In light of the fact that over 90% of Canadian people do not support the existing Senate in any way at all, I want to ask the Prime Minister whether or not he will acknowledge that consensus, listen to the people, put a freeze on appointments and agree to an all-party committee to look at the whole process of what we do with the Senate.

The Senate
Oral Question Period

2:55 p.m.

Saint-Maurice
Québec

Liberal

Jean Chrétien Prime Minister

Mr. Speaker, everybody knows that to change the rules for the Upper House in Canada we need an amendment to the Canadian Constitution. We have debated this issue for years and years.

I am reporting to the House that there is no pressure by any government, and every government has an obligation to concur in the changes before we can proceed. I do not think we can do that at this time.

I do not think it would be useful to open debate on the Constitution. I do not think Canadians are ready for it at this time. They have had enough debate on the Constitution over the last 10 years.

Taxation
Oral Question Period

2:55 p.m.

Progressive Conservative

Scott Brison Kings—Hants, NS

Mr. Speaker, my question is for the Minister of National Revenue. In its ongoing efforts to build a richer government within a poorer country, the government has now decided to deduct employment insurance premiums from volunteer firefighters who receive honorariums.

Volunteer firefighters risk their lives to protect and serve their fellow citizens and they receive small honorariums in return. The government is rewarding their brave service with a cowardly tax grab.

Will the Minister of National Revenue stop this deplorable tax grab now?

Taxation
Oral Question Period

2:55 p.m.

Vancouver South—Burnaby
B.C.

Liberal

Herb Dhaliwal Minister of National Revenue

Mr. Speaker, the hon. member should have stood and applauded the Minister of Finance who increased the $500 to $1,000 for volunteer firefighters in the last budget.
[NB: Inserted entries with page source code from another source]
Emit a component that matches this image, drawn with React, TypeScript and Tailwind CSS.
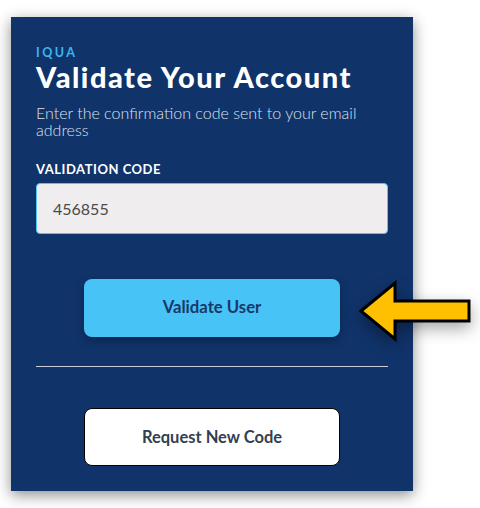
import React from "react";

const ArrowIcon: React.FC = () => (
  <svg width="116" height="62" viewBox="0 0 116 62" className="drop-shadow-[0_6px_8px_rgba(0,0,0,0.35)]">
    <polygon
      points="3,31 37,3 37,21 111,21 111,41 37,41 37,59"
      fill="#fec000"
      stroke="#000"
      strokeWidth="3"
      strokeLinejoin="miter"
    />
  </svg>
);

export default function App() {
  return (
    <div className="relative h-[508px] w-[480px] overflow-hidden bg-white font-['Lato','Noto_Sans',sans-serif]">
      <div className="ml-[11px] mt-[17px] flex h-[474px] w-[402px] flex-col bg-[#10336a] px-[25px] pt-[29px] shadow-[0_4px_14px_rgba(0,0,0,0.45)]">
        <div className="text-[12.5px] font-bold leading-[14px] tracking-[0.2em] text-[#3cb6ee]">IQUA</div>
        <h1 className="text-[29px] font-black leading-[34px] tracking-[0.052em] text-white">Validate Your Account</h1>
        <p className="mt-[10px] text-[16px] font-light leading-[17px] text-[#dde1ea]">
          Enter the confirmation code sent to your email address
        </p>
        <label className="mt-[23px] text-[13px] font-bold leading-[16px] tracking-[0.04em] text-white">
          VALIDATION CODE
        </label>
        <div className="mt-[6px] flex h-[51px] items-center rounded-[4px] border border-[#52c4f5] bg-[#efeded] px-[16px] text-[16px] text-[#4a4a4a]">
          456855
        </div>
        <div className="mt-[45px] flex justify-center">
          <button className="h-[58px] w-[256px] rounded-[8px] bg-[#47c3f6] text-[16.7px] font-bold text-[#17386b] shadow-[0_4px_10px_rgba(0,0,0,0.25)]">
            Validate User
          </button>
        </div>
        <div className="mt-[29px] h-px bg-[#c9ced8]" />
        <div className="mt-[41px] flex justify-center">
          <button className="h-[58px] w-[256px] rounded-[8px] border border-black bg-white text-[16.5px] font-bold text-[#333f4f]">
            Request New Code
          </button>
        </div>
      </div>
      <div className="absolute left-[358px] top-[280px]">
        <ArrowIcon />
      </div>
    </div>
  );
}
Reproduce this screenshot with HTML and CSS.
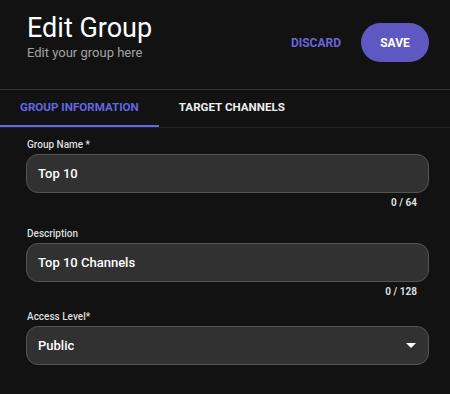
FILE: index.html
```html
<!DOCTYPE html>
<html lang="en">
<head>
    <meta charset="UTF-8">
    <meta name="viewport" content="width=device-width, initial-scale=1.0">
    <title>Edit Group</title>
    <link rel="stylesheet" href="styles.css">
</head>
<body>

    <div class="header">
        <div class="heading">
            <div class="title">Edit Group</div>
            <div class="subtitle">Edit your group here</div>
        </div>
        <div class="actions">
            <button class="discard-button">DISCARD</button>
            <button class="save-button">SAVE</button>
        </div>
    </div>

    <div class="tabs">
        <div class="tab active">GROUP INFORMATION</div>
        <div class="tab">TARGET CHANNELS</div>
    </div>

    <div class="form">
        <div class="field field-first">
            <div class="label">Group Name *</div>
            <div class="input">Top 10</div>
            <div class="counter">0 / 64</div>
        </div>
        <div class="field field-second">
            <div class="label">Description</div>
            <div class="input">Top 10 Channels</div>
            <div class="counter">0 / 128</div>
        </div>
        <div class="field">
            <div class="label">Access Level*</div>
            <div class="input select">
                <span>Public</span>
                <span class="caret"></span>
            </div>
        </div>
    </div>

</body>
</html>
```

FILE: styles.css
```css
body {
    font-family: Roboto, "Liberation Sans", Arial, sans-serif;
    margin: 0;
    background-color: #121212;
    color: #fff;
}

.header {
    display: flex;
    justify-content: space-between;
    align-items: flex-start;
    height: 77px;
    padding: 12px 21px 0 27px;
    border-bottom: 1px solid #333;
}

.title {
    font-size: 27px;
    line-height: 32px;
    color: #fff;
}

.subtitle {
    font-size: 13px;
    line-height: 18px;
    color: #a3a3a3;
}

.actions {
    display: flex;
    align-items: center;
    gap: 20px;
    margin-top: 11px;
}

.discard-button,
.save-button {
    font-family: inherit;
    font-size: 12px;
    font-weight: 700;
    border: none;
    cursor: pointer;
    outline: none;
    padding: 0;
}

.discard-button {
    background: none;
    color: #6a64d9;
}

.save-button {
    width: 68px;
    height: 39px;
    border-radius: 20px;
    background-color: #5f58c2;
    color: #fff;
}

.tabs {
    display: flex;
    border-bottom: 1px solid #242424;
}

.tab {
    padding: 0 20px;
    height: 35px;
    line-height: 35px;
    font-size: 11.6px;
    font-weight: 700;
    color: #eee;
    border-bottom: 2px solid transparent;
}

.tab.active {
    color: #6366e6;
    border-bottom-color: #6366e6;
}

.form {
    padding: 10px 21px 0 26px;
}

.field {
    display: flex;
    flex-direction: column;
}

.field-first {
    margin-bottom: 17px;
}

.field-second {
    margin-bottom: 11px;
}

.label {
    font-size: 10px;
    font-weight: 500;
    line-height: 14px;
    color: #ddd;
    padding-left: 1px;
    margin-bottom: 2px;
}

.input {
    height: 37px;
    line-height: 37px;
    padding: 0 11px;
    border: 1px solid #545454;
    border-radius: 12px;
    background-color: #313131;
    font-size: 13px;
    font-weight: 500;
    color: #fff;
}

.select {
    display: flex;
    justify-content: space-between;
    align-items: center;
}

.caret {
    width: 0;
    height: 0;
    margin-right: 1px;
    border-left: 5px solid transparent;
    border-right: 5px solid transparent;
    border-top: 5px solid #fff;
}

.counter {
    font-size: 10px;
    font-weight: 700;
    line-height: 14px;
    color: #ddd;
    text-align: right;
    padding-right: 12px;
    margin-top: 3px;
}
```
In terms of deductions for the amount paid, this is something I am looking at right now because of the representations made by many of my colleagues. I will report back on what we will do. It is a very important issue and we are reviewing it right now.

Canadian Public Service
Oral Question Period

2:55 p.m.

Liberal

Eugène Bellemare Carleton—Gloucester, ON

Mr. Speaker, my question is for the President of the Treasury Board.

Public service retirees and employees are saying that the government wants to use the surplus in the public service, RCMP and National Defence pension funds without being entitled to.

What makes the Government of Canada think that it has the right to this surplus but the employees and the pensioners do not?